Prompt: Skip the images and copy each record exactly as written.

[Data entries]
◇ ◇ ◇ ◇ ◇ ◇ ◇

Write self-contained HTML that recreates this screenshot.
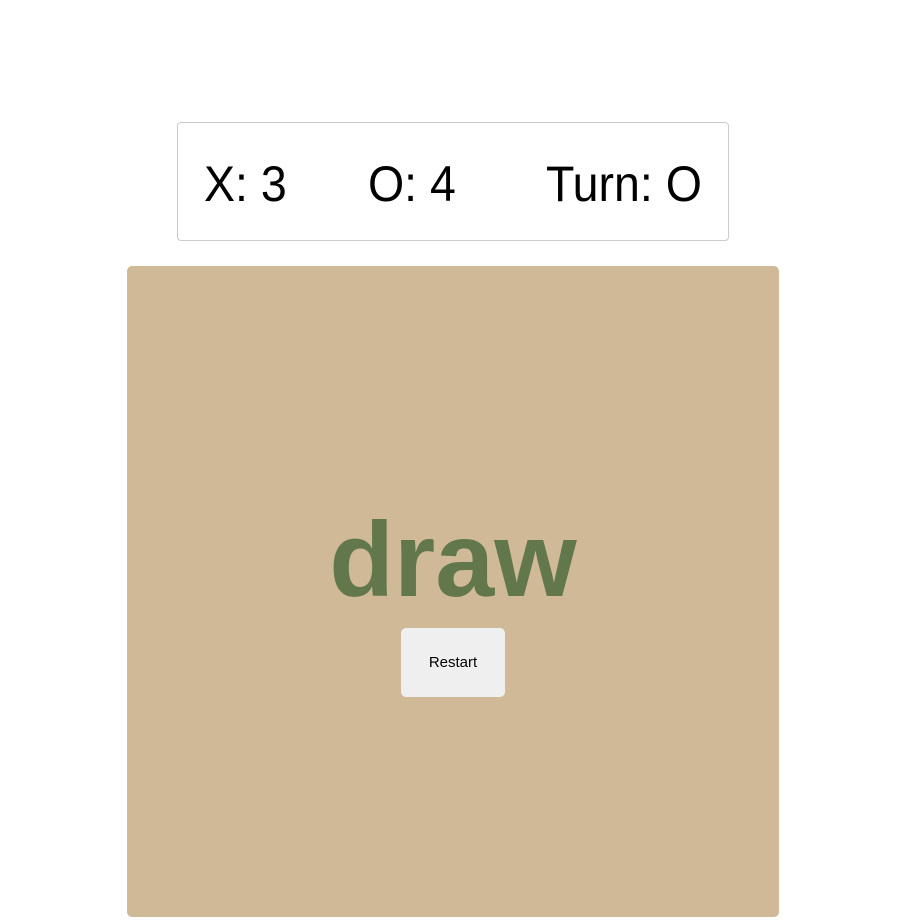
<!DOCTYPE html>
<html><head><style>
body{margin:0;width:902px;height:921px;background:#fff;position:relative;overflow:hidden;font-family:"Liberation Sans",sans-serif}
.score{position:absolute;left:177px;top:122px;width:550px;height:117px;border:1px solid #ccc;border-radius:4px;box-sizing:content-box}
.s{position:absolute;top:36px;font-size:50px;line-height:50px;color:#000;white-space:nowrap;transform:scaleX(0.93);transform-origin:left center}
.board{position:absolute;left:127px;top:266px;width:652px;height:651px;background:#d0b996;border-radius:5px}
.draw{position:absolute;left:0;width:652px;text-align:center;top:241px;font-size:106px;line-height:106px;font-weight:bold;color:#62774c}
.btn{position:absolute;left:274px;top:362px;width:104px;height:69px;background:#efefef;border-radius:5px;font-size:15px;text-align:center;line-height:69px;color:#000}
</style></head><body>
<div class="score">
<div class="s" style="left:26px">X: 3</div>
<div class="s" style="left:190px">O: 4</div>
<div class="s" style="left:368px">Turn: O</div>
</div>
<div class="board">
<div class="draw">draw</div>
<div class="btn">Restart</div>
</div>
</body></html>
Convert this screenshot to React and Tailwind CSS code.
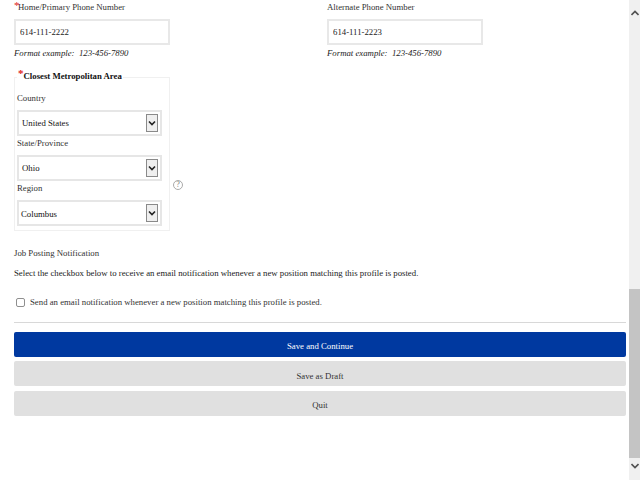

◇ ◇ ◇ ◇ ◇ ◇ ◇

Response for this exercise:
Write self-contained HTML that recreates this screenshot.
<!DOCTYPE html>
<html><head><style>
body{margin:0;width:902px;height:921px;background:#fff;position:relative;overflow:hidden;font-family:"Liberation Sans",sans-serif}
.score{position:absolute;left:177px;top:122px;width:550px;height:117px;border:1px solid #ccc;border-radius:4px;box-sizing:content-box}
.s{position:absolute;top:36px;font-size:50px;line-height:50px;color:#000;white-space:nowrap;transform:scaleX(0.93);transform-origin:left center}
.board{position:absolute;left:127px;top:266px;width:652px;height:651px;background:#d0b996;border-radius:5px}
.draw{position:absolute;left:0;width:652px;text-align:center;top:241px;font-size:106px;line-height:106px;font-weight:bold;color:#62774c}
.btn{position:absolute;left:274px;top:362px;width:104px;height:69px;background:#efefef;border-radius:5px;font-size:15px;text-align:center;line-height:69px;color:#000}
</style></head><body>
<div class="score">
<div class="s" style="left:26px">X: 3</div>
<div class="s" style="left:190px">O: 4</div>
<div class="s" style="left:368px">Turn: O</div>
</div>
<div class="board">
<div class="draw">draw</div>
<div class="btn">Restart</div>
</div>
</body></html>
Convert this screenshot to React and Tailwind CSS code.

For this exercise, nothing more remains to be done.